GIVEN EXERCISE - Read the listing below and copy out every line that holds "this".

----- RAW RECORDS -----

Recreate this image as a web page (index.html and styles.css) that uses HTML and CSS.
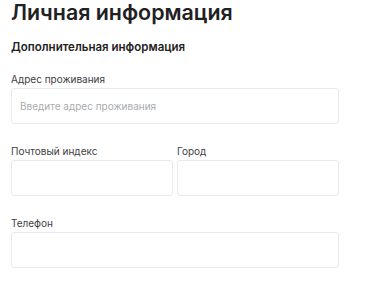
FILE: index.html
```html
<!DOCTYPE html>
<html lang="ru">
<head>
<meta charset="utf-8">
<link rel="stylesheet" href="styles.css">
</head>
<body>
<div class="page">
  <h1 class="title">Личная информация</h1>
  <h2 class="subtitle">Дополнительная информация</h2>
  <div class="field">
    <label class="label">Адрес проживания</label>
    <input class="input" type="text" placeholder="Введите адрес проживания">
  </div>
  <div class="row">
    <div class="field">
      <label class="label">Почтовый индекс</label>
      <input class="input" type="text">
    </div>
    <div class="field">
      <label class="label">Город</label>
      <input class="input" type="text">
    </div>
  </div>
  <div class="field field-last">
    <label class="label">Телефон</label>
    <input class="input" type="text">
  </div>
</div>
</body>
</html>
```
FILE: styles.css
```css
html, body {
  margin: 0;
  padding: 0;
  background: #ffffff;
}
body {
  font-family: Inter, "Noto Sans", sans-serif;
  color: #222426;
}
.page {
  width: 328px;
  padding: 0 11px;
  display: flex;
  flex-direction: column;
}
.title {
  margin: 0;
  font-size: 21.4px;
  line-height: 24px;
  font-weight: 600;
  color: #1f2124;
}
.subtitle {
  margin: 16px 0 0;
  font-size: 11.5px;
  line-height: 15px;
  font-weight: 600;
  color: #1f2124;
}
.field {
  display: flex;
  flex-direction: column;
  gap: 2px;
  margin-top: 17px;
  min-width: 0;
}
.row {
  display: grid;
  grid-template-columns: 1fr 1fr;
  gap: 4px;
}
.row .field,
.field-last {
  margin-top: 20px;
}
.label {
  font-size: 10px;
  line-height: 14px;
  color: #3d4044;
}
.input {
  box-sizing: border-box;
  height: 36px;
  width: 100%;
  margin: 0;
  padding: 0 8px;
  border: 1px solid #e8e9eb;
  border-radius: 3px;
  background: #fff;
  font-family: inherit;
  font-size: 10px;
  color: #222;
  outline: none;
}
.input::placeholder {
  color: #a9acb0;
}
```
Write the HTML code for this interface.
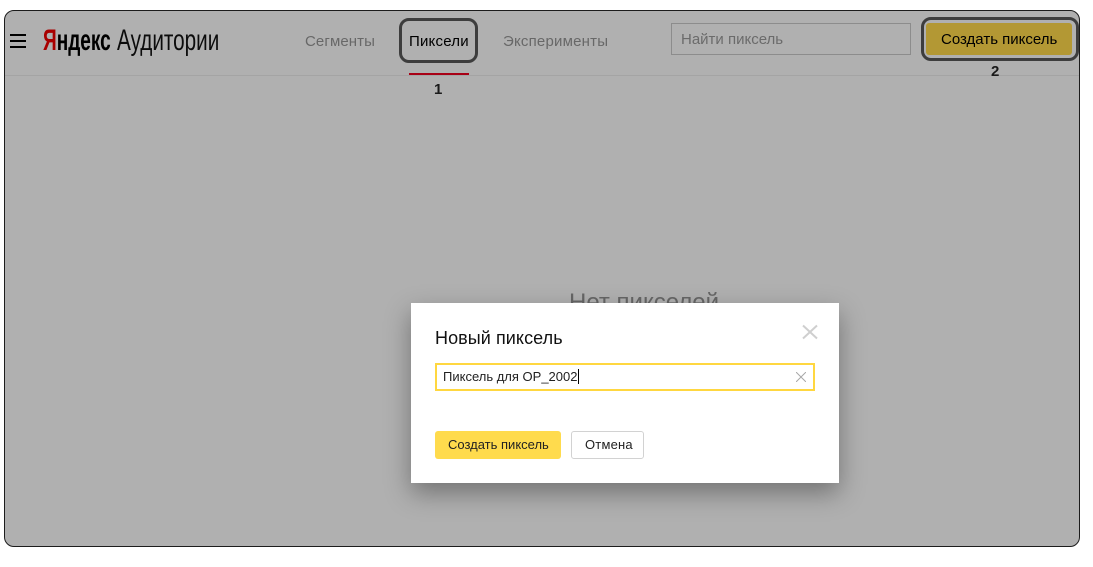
<!DOCTYPE html>
<html lang="ru">
<head>
<meta charset="utf-8">
<style>
html,body{margin:0;padding:0;background:#fff;}
body{width:1093px;height:567px;position:relative;overflow:hidden;font-family:"Liberation Sans","Noto Sans CJK SC",sans-serif;}
.a{position:absolute;white-space:nowrap;}
#frame{left:4px;top:10px;width:1074px;height:535px;border:1px solid #1c1c1c;border-radius:10px;background:#b0b0b0;}
.bar{height:2px;width:16px;left:10px;background:#000;}
.logo{font-size:30px;line-height:34px;top:24px;transform-origin:0 0;}
.nav{font-size:15px;line-height:18px;top:33px;color:#686868;letter-spacing:.1px;}
.box{border:3px solid #3d3d3d;box-sizing:border-box;}
.num{font-size:15px;line-height:16px;font-weight:bold;color:#1a1a1a;}
#modal{left:411px;top:303px;width:428px;height:180px;background:#fff;box-shadow:0 10px 24px rgba(0,0,0,.35);}
</style>
</head>
<body>
<div class="a" id="frame"></div>
<div class="a" style="left:5px;top:75px;width:1074px;height:1px;background:#a4a4a4;"></div>

<div class="a bar" style="top:34px;"></div>
<div class="a bar" style="top:40px;"></div>
<div class="a bar" style="top:46px;"></div>

<div class="a logo" style="left:43px;font-weight:bold;color:#000;transform:scaleX(.635);"><span style="color:#a80000;">Я</span>ндекс</div>
<div class="a logo" style="left:117px;color:#0c0c0c;transform:scaleX(.69);">Аудитории</div>

<div class="a nav" style="left:305px;">Сегменты</div>
<div class="a nav" style="left:409px;color:#000;letter-spacing:.2px;">Пиксели</div>
<div class="a nav" style="left:503px;letter-spacing:.2px;">Эксперименты</div>

<div class="a box" style="left:399px;top:18px;width:79px;height:45px;border-radius:10px;"></div>
<div class="a" style="left:409px;top:73px;width:60px;height:2px;background:#a80015;"></div>
<div class="a num" style="left:434px;top:82px;">1</div>

<div class="a" style="left:671px;top:23px;width:240px;height:32px;border:1px solid #8c8c8c;box-sizing:border-box;"></div>
<div class="a" style="left:681px;top:31px;font-size:15px;line-height:18px;color:#6b6b6b;">Найти пиксель</div>

<div class="a" style="left:926px;top:23px;width:146px;height:32px;background:#b39834;border-radius:3px;"></div>
<div class="a" style="left:941px;top:31px;font-size:15px;line-height:18px;color:#000;">Создать пиксель</div>
<div class="a box" style="left:921px;top:17px;width:158px;height:44px;border-radius:10px;"></div>
<div class="a num" style="left:991px;top:64px;">2</div>

<div class="a" style="left:569px;top:289px;font-size:24px;line-height:28px;color:#666;">Нет пикселей</div>

<div class="a" id="modal"></div>
<div class="a" style="left:435px;top:327px;font-size:18px;line-height:22px;color:#111;letter-spacing:.07px;">Новый пиксель</div>
<svg class="a" style="left:802px;top:324px;" width="16" height="16" viewBox="0 0 16 16"><path d="M1 1.500L15 14.500M15 1.500L1 14.500" stroke="#cfcfcf" stroke-width="2" fill="none"/></svg>

<div class="a" style="left:435px;top:363px;width:380px;height:28px;border:2px solid #ffd740;box-sizing:border-box;background:#fff;"></div>
<div class="a" style="left:443px;top:369px;font-size:13px;line-height:16px;color:#222;">Пиксель для OP_2002</div>
<div class="a" style="left:578px;top:369px;width:1px;height:15px;background:#000;"></div>
<svg class="a" style="left:796px;top:372px;" width="10" height="10" viewBox="0 0 10 10"><path d="M0 0L10 10M10 0L0 10" stroke="#a8a8a8" stroke-width="1" fill="none"/></svg>

<div class="a" style="left:435px;top:431px;width:126px;height:28px;background:#ffdb4d;border-radius:3px;"></div>
<div class="a" style="left:448px;top:437px;font-size:13px;line-height:16px;color:#222;">Создать пиксель</div>
<div class="a" style="left:571px;top:431px;width:73px;height:28px;background:#fff;border:1px solid #d2d2d2;border-radius:3px;box-sizing:border-box;"></div>
<div class="a" style="left:585px;top:437px;font-size:13px;line-height:16px;color:#222;letter-spacing:.2px;">Отмена</div>
</body>
</html>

-----

ANSWER -
Recreate this image as a web page (index.html and styles.css) that uses HTML and CSS.
Write the HTML code for this interface.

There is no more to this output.